The next illuminating (sorry couldn’t help it) location was lamps. Where the price you see on line was just the pole not the shade. Skewed again by IKEA’s clever marketing. Although, we actually got a good deal on their florescent bulbs.
Now remember when I mentioned that you were the warehouse monkey for your large items earlier? So, now you have a cart full of these heavy items you’ve loaded up and finally you arrive at the check out line. Towering over your head, so that there is no possible way a person with any ocular ability at all could miss them, are the worlds largest value menu signs. $1 and you too can have ice cream cones and cinnamon rolls. This appeals to the sweaty warehouse monkey, I mean customer. We did not indulge despite the 4 year olds protests and gyrations.
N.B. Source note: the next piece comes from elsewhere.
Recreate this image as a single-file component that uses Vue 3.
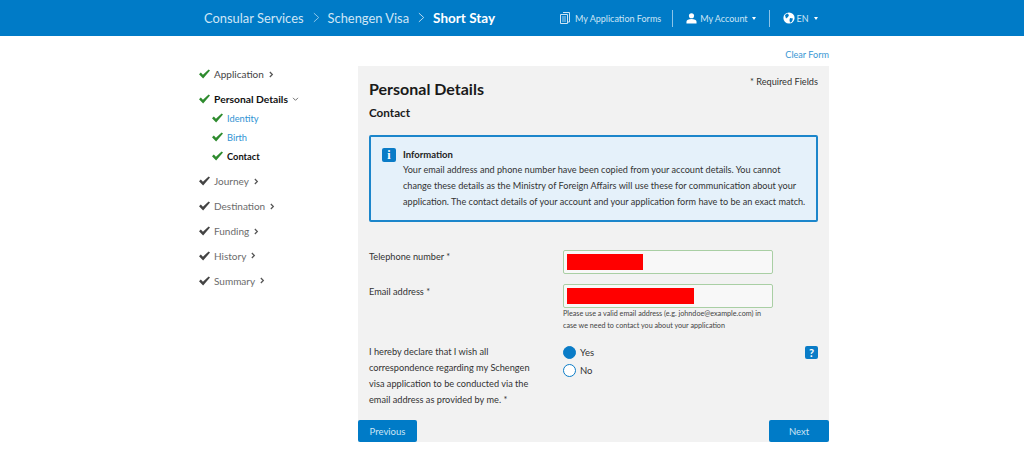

This was in part because the line took about as long to move an inch as it takes for teenagers (or tired parents) to get out of bed on the weekends. As such they has closed by the time we made it through. IKEA had, as is obligatory, used the checkout isle as a place to purvey those last minute goods. While they had avoided the parentally aggravating wall of confectional doom, decried by all administrators of good nutrition everywhere; they had a new item that at first seemed peculiar. Bags. That’s right bags. Not too strange, but the accompanying sign was. Basically, to help save the environment (read reduce the bottom line) IKEA has decided that you will either need to buy a tarp that was moonlighting as a bag, or make a charitable contribution of 5 cents for every regular “grocery” style bag you desire. So either donate or buy our spiffy new bag at 59 cents. Luckily, God gave me arms, and thankfully he doesn’t charge me to carry stuff out of the store (or as it was, push our bag less shopping carts out).
So in conclusion after spending no less than 3 hours at IKEA, I’m all for the original Fight Club plan.